** Data supplied **

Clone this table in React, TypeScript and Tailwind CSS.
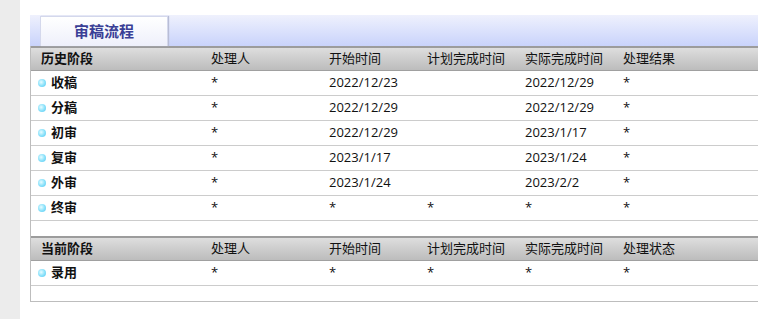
import React from 'react';

type Row = { stage: string; user: string; start: string; plan: string; done: string; result: string };

const history: Row[] = [
    { stage: '收稿', user: '*', start: '2022/12/23', plan: '', done: '2022/12/29', result: '*' },
    { stage: '分稿', user: '*', start: '2022/12/29', plan: '', done: '2022/12/29', result: '*' },
    { stage: '初审', user: '*', start: '2022/12/29', plan: '', done: '2023/1/17', result: '*' },
    { stage: '复审', user: '*', start: '2023/1/17', plan: '', done: '2023/1/24', result: '*' },
    { stage: '外审', user: '*', start: '2023/1/24', plan: '', done: '2023/2/2', result: '*' },
    { stage: '终审', user: '*', start: '*', plan: '*', done: '*', result: '*' },
];

const current: Row[] = [
    { stage: '录用', user: '*', start: '*', plan: '*', done: '*', result: '*' },
];

const cols = 'grid grid-cols-[180px_118px_98px_98px_98px_1fr] items-center';

const Dot: React.FC = () => (
    <span className="inline-block w-[8px] h-[8px] rounded-full mr-[5px] bg-[radial-gradient(circle_at_40%_40%,#e8fcff,#86e0fa_55%,#55c6f0)]" />
);

const Header: React.FC<{ title: string; last: string }> = ({ title, last }) => (
    <div className={`${cols} h-[25px] border-t-2 border-b border-t-[#9c9c9c] border-b-[#a0a0a0] bg-gradient-to-b from-[#dedede] to-[#bcbcbc] text-[13px] text-[#111]`}>
        <div className="pl-[10px] font-bold">{title}</div>
        <div>处理人</div>
        <div>开始时间</div>
        <div>计划完成时间</div>
        <div>实际完成时间</div>
        <div>{last}</div>
    </div>
);

const Line: React.FC<{ row: Row }> = ({ row }) => (
    <div className={`${cols} h-[25px] border-b border-[#cccccc] text-[13px] text-[#111]`}>
        <div className="pl-[7px] flex items-center font-bold">
            <Dot />
            {row.stage}
        </div>
        <div>{row.user}</div>
        <div>{row.start}</div>
        <div>{row.plan}</div>
        <div>{row.done}</div>
        <div>{row.result}</div>
    </div>
);

export default function App() {
    return (
        <div className="flex w-[758px] h-[319px] overflow-hidden bg-white font-['Open_Sans','Noto_Sans_CJK_SC',sans-serif]">
            <div className="w-[20px] shrink-0 bg-[#ececec]" />
            <div className="flex-1 pl-[10px] pt-[15px]">
                <div className="w-[760px]">
                    {/* tab strip */}
                    <div className="h-[31px] flex items-end pl-[10px] bg-gradient-to-b from-[#eff1fd] to-[#c9d3fb]">
                        <div className="w-[128px] h-[30px] flex items-center justify-center border border-b-0 border-[#d4d8ec] shadow-[1px_0_1px_#b8bdd6] bg-gradient-to-b from-[#ffffff] to-[#eef0fb] text-[15px] font-semibold text-[#3a3f96]">
                            审稿流程
                        </div>
                    </div>
                    <div className="border-l border-b border-[#bdbdbd]">
                        <Header title="历史阶段" last="处理结果" />
                        {history.map((r) => (
                            <Line key={r.stage} row={r} />
                        ))}
                        <div className="h-[15px]" />
                        <Header title="当前阶段" last="处理状态" />
                        {current.map((r) => (
                            <Line key={r.stage} row={r} />
                        ))}
                        <div className="h-[15px]" />
                    </div>
                </div>
            </div>
        </div>
    );
}
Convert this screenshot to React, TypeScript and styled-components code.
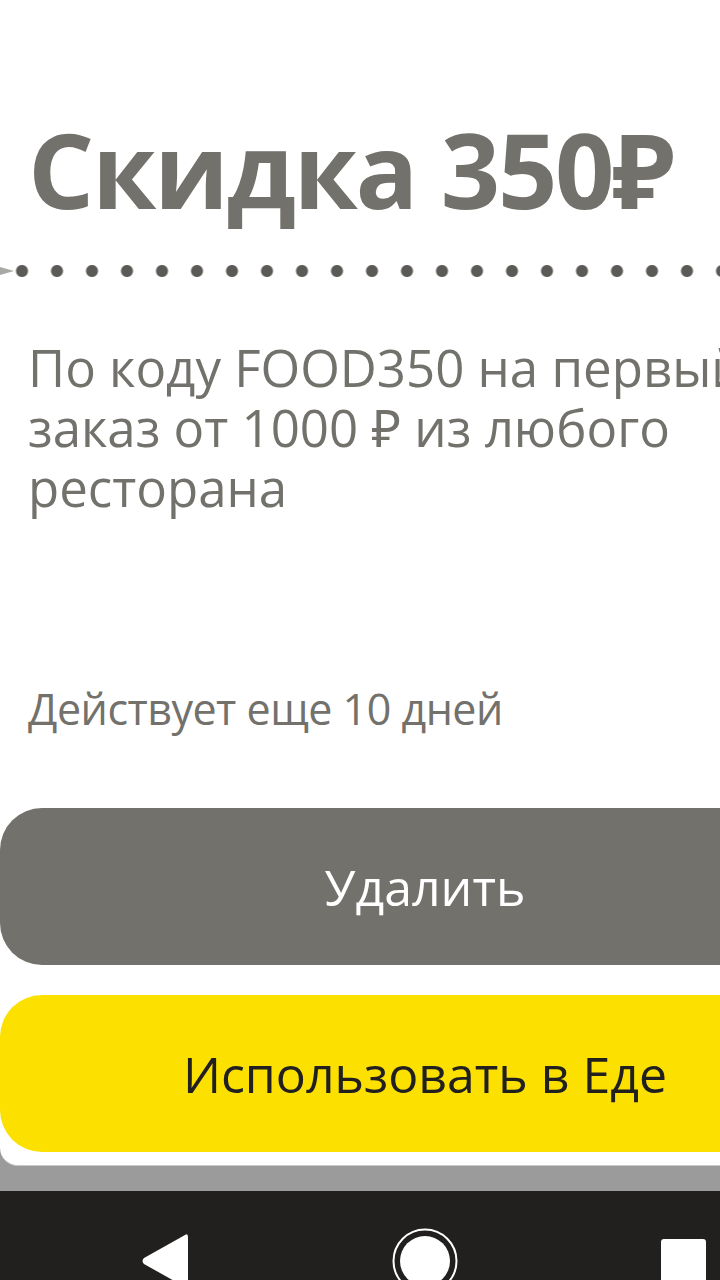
import { createGlobalStyle } from 'styled-components';
import styled from 'styled-components';

const GlobalStyle = createGlobalStyle`
  html, body {
    margin: 0;
    padding: 0;
    background: #ffffff;
    overflow: hidden;
  }
`;

// the nav bar runs past the bottom edge of the window, as on the phone capture
const Screen = styled.div`
  width: 720px;
  height: 1331px;
  overflow: hidden;
  display: flex;
  flex-direction: column;
  background-color: #9b9b9b;
  font-family: 'Open Sans', 'Noto Sans', sans-serif;
`;

const Card = styled.div`
  width: 850px;
  flex: 1;
  min-height: 0;
  display: flex;
  flex-direction: column;
  background-color: #ffffff;
  border-bottom-left-radius: 18px;
  border-bottom: 1px solid #c9c9c9;
  margin-bottom: 25px;
  padding-top: 104px;
  padding-bottom: 13px;
  box-sizing: border-box;
`;

const Title = styled.h1`
  margin: 0 0 0 28px;
  font-size: 104px;
  line-height: 130px;
  font-weight: 700;
  color: #73716c;
  letter-spacing: -2.3px;
  white-space: nowrap;
`;

const Separator = styled.div`
  display: flex;
  align-items: center;
  height: 14px;
  margin-top: 30px;
  background-image: radial-gradient(circle, #5b5a56 5.5px, transparent 6.5px);
  background-size: 35px 14px;
  background-position: 4.5px 0;
  background-repeat: repeat-x;

  &::before {
    content: '';
    width: 0;
    height: 0;
    border-top: 4px solid transparent;
    border-bottom: 4px solid transparent;
    border-left: 14px solid #a9a8a5;
  }
`;

const Description = styled.p`
  margin: 59px 0 0 28px;
  font-size: 51px;
  line-height: 60px;
  font-weight: 400;
  color: #73716c;
  width: 770px;
`;

const Validity = styled.div`
  margin: auto 0 0 28px;
  font-size: 43px;
  line-height: 50px;
  color: #73716c;
  letter-spacing: -0.5px;
`;

const Buttons = styled.div`
  display: flex;
  flex-direction: column;
  gap: 30px;
  margin-top: 74px;
`;

const ActionButton = styled.button<{ $variant: 'muted' | 'primary' }>`
  height: 157px;
  width: 100%;
  border: none;
  border-radius: 42px;
  font-family: inherit;
  font-size: 50px;
  font-weight: 400;
  background-color: ${({ $variant }) => ($variant === 'primary' ? '#fce000' : '#73716c')};
  color: ${({ $variant }) => ($variant === 'primary' ? '#21201f' : '#ffffff')};
  cursor: pointer;
`;

const NavBar = styled.nav`
  flex: 0 0 140px;
  display: flex;
  align-items: center;
  gap: 203px;
  padding-left: 141px;
  background-color: #21201f;
`;

const NavIcon = styled.svg`
  display: block;
  flex: none;
`;

export default function App() {
  return (
    <Screen>
      <GlobalStyle />
      <Card>
        <Title>Скидка 350₽</Title>
        <Separator />
        <Description>
          По коду FOOD350 на первый заказ от 1000 ₽ из любого ресторана
        </Description>
        <Validity>Действует еще 10 дней</Validity>
        <Buttons>
          <ActionButton $variant="muted">Удалить</ActionButton>
          <ActionButton $variant="primary">Использовать в Еде</ActionButton>
        </Buttons>
      </Card>
      <NavBar>
        <NavIcon width="48" height="56" viewBox="0 0 48 56">
          <path d="M44 2 Q47 0 47 4 L47 52 Q47 56 44 54 L3 31 Q0 28 3 25 Z" fill="#ffffff" />
        </NavIcon>
        <NavIcon width="66" height="66" viewBox="0 0 66 66">
          <circle cx="33" cy="33" r="31.5" fill="none" stroke="#ffffff" strokeWidth="2" />
          <circle cx="33" cy="33" r="25" fill="#ffffff" />
        </NavIcon>
        <NavIcon width="45" height="45" viewBox="0 0 45 45">
          <rect x="0" y="0" width="45" height="45" rx="3" fill="#ffffff" />
        </NavIcon>
      </NavBar>
    </Screen>
  );
}
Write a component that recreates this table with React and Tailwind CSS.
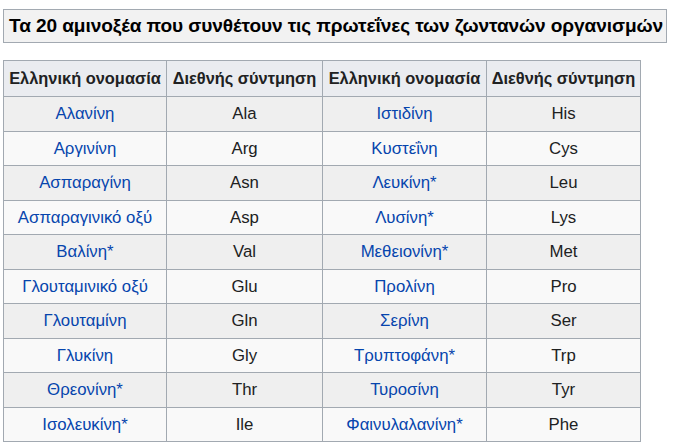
const rows = [
  ["Αλανίνη", "Ala", "Ιστιδίνη", "His"],
  ["Αργινίνη", "Arg", "Κυστεΐνη", "Cys"],
  ["Ασπαραγίνη", "Asn", "Λευκίνη*", "Leu"],
  ["Ασπαραγινικό οξύ", "Asp", "Λυσίνη*", "Lys"],
  ["Βαλίνη*", "Val", "Μεθειονίνη*", "Met"],
  ["Γλουταμινικό οξύ", "Glu", "Προλίνη", "Pro"],
  ["Γλουταμίνη", "Gln", "Σερίνη", "Ser"],
  ["Γλυκίνη", "Gly", "Τρυπτοφάνη*", "Trp"],
  ["Θρεονίνη*", "Thr", "Τυροσίνη", "Tyr"],
  ["Ισολευκίνη*", "Ile", "Φαινυλαλανίνη*", "Phe"],
];

function App() {
  return (
    <div className="bg-white w-[675px] h-[446px] px-[3px] pt-[9px] font-['Liberation_Sans',Arial,sans-serif] text-[#202122]">
      <div className="w-[664px] h-[34px] border border-[#a2a9b1] bg-[#f2f2f2] flex items-center px-[5px]">
        <span className="text-[19.1px] font-bold text-black whitespace-nowrap tracking-[-0.1px]">
          Τα 20 αμινοξέα που συνθέτουν τις πρωτεΐνες των ζωντανών οργανισμών
        </span>
      </div>
      <table className="mt-[17px] border-collapse border border-[#a2a9b1] text-[16.8px] w-[638px]">
        <thead>
          <tr className="bg-[#eaecf0] h-[36px] text-[16.4px]">
            <th className="border border-[#a2a9b1] px-[4px] font-bold w-[163px] whitespace-nowrap">Ελληνική ονομασία</th>
            <th className="border border-[#a2a9b1] px-[4px] font-bold w-[156px] whitespace-nowrap">Διεθνής σύντμηση</th>
            <th className="border border-[#a2a9b1] px-[4px] font-bold w-[164px] whitespace-nowrap">Ελληνική ονομασία</th>
            <th className="border border-[#a2a9b1] px-[4px] font-bold whitespace-nowrap">Διεθνής σύντμηση</th>
          </tr>
        </thead>
        <tbody>
          {rows.map((r, i) => (
            <tr key={i} className={i % 2 === 0 ? "bg-[#efefef] h-[34.5px]" : "bg-[#f9f9f9] h-[34.5px]"}>
              <td className="border border-[#a2a9b1] text-center text-[#0645ad] whitespace-nowrap">{r[0]}</td>
              <td className="border border-[#a2a9b1] text-center">{r[1]}</td>
              <td className="border border-[#a2a9b1] text-center text-[#0645ad] whitespace-nowrap">{r[2]}</td>
              <td className="border border-[#a2a9b1] text-center">{r[3]}</td>
            </tr>
          ))}
        </tbody>
      </table>
    </div>
  );
}

export default App;
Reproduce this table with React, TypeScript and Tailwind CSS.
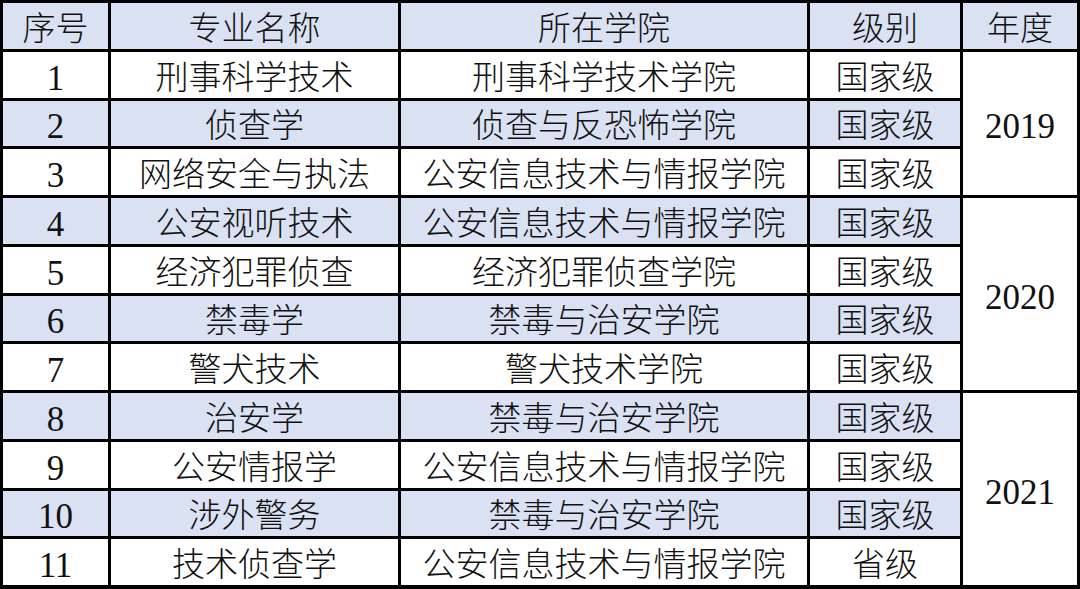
import React from "react";

type Row = { n: number; major: string; college: string; level: string };

const rows: Row[] = [
  { n: 1, major: "刑事科学技术", college: "刑事科学技术学院", level: "国家级" },
  { n: 2, major: "侦查学", college: "侦查与反恐怖学院", level: "国家级" },
  { n: 3, major: "网络安全与执法", college: "公安信息技术与情报学院", level: "国家级" },
  { n: 4, major: "公安视听技术", college: "公安信息技术与情报学院", level: "国家级" },
  { n: 5, major: "经济犯罪侦查", college: "经济犯罪侦查学院", level: "国家级" },
  { n: 6, major: "禁毒学", college: "禁毒与治安学院", level: "国家级" },
  { n: 7, major: "警犬技术", college: "警犬技术学院", level: "国家级" },
  { n: 8, major: "治安学", college: "禁毒与治安学院", level: "国家级" },
  { n: 9, major: "公安情报学", college: "公安信息技术与情报学院", level: "国家级" },
  { n: 10, major: "涉外警务", college: "禁毒与治安学院", level: "国家级" },
  { n: 11, major: "技术侦查学", college: "公安信息技术与情报学院", level: "省级" },
];

const years: Record<number, { year: string; span: string }> = {
  1: { year: "2019", span: "row-span-3" },
  4: { year: "2020", span: "row-span-4" },
  8: { year: "2021", span: "row-span-4" },
};

const font = {
  fontFamily: '"Liberation Serif", "Noto Sans CJK SC", serif',
};

function Cell({ children, blue, className = "" }: { children: React.ReactNode; blue?: boolean; className?: string }) {
  return (
    <div
      className={`flex items-center justify-center pt-[7px] text-[33px] font-light leading-none text-[#111] whitespace-nowrap ${
        blue ? "bg-[#d9e1f2]" : "bg-white"
      } ${className}`}
    >
      {children}
    </div>
  );
}

function Num({ children }: { children: React.ReactNode }) {
  return <span className="text-[35px] font-normal">{children}</span>;
}

export default function App() {
  return (
    <div
      style={font}
      className="w-[1080px] h-[589px] bg-black pt-[3px] pb-[4px] px-[3px] grid grid-cols-[105px_287px_406px_150px_114px] grid-rows-[repeat(12,minmax(0,1fr))] gap-[3px] overflow-hidden"
    >
      <Cell blue>序号</Cell>
      <Cell blue>专业名称</Cell>
      <Cell blue>所在学院</Cell>
      <Cell blue>级别</Cell>
      <Cell blue>年度</Cell>
      {rows.map((r) => {
        const blue = r.n % 2 === 0;
        const y = years[r.n];
        return (
          <React.Fragment key={r.n}>
            <Cell blue={blue}>
              <Num>{r.n}</Num>
            </Cell>
            <Cell blue={blue}>{r.major}</Cell>
            <Cell blue={blue}>{r.college}</Cell>
            <Cell blue={blue}>{r.level}</Cell>
            {y && (
              <Cell className={y.span}>
                <Num>{y.year}</Num>
              </Cell>
            )}
          </React.Fragment>
        );
      })}
    </div>
  );
}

** What you should do **
Please repeat exactly the data above from its first line to the line that contains "string; user: string;", inclusive, and leave every picture out.

** Solution **
Clone this table in React, TypeScript and Tailwind CSS.
import React from 'react';

type Row = { stage: string; user: string; start: string; plan: string; done: string; result: string };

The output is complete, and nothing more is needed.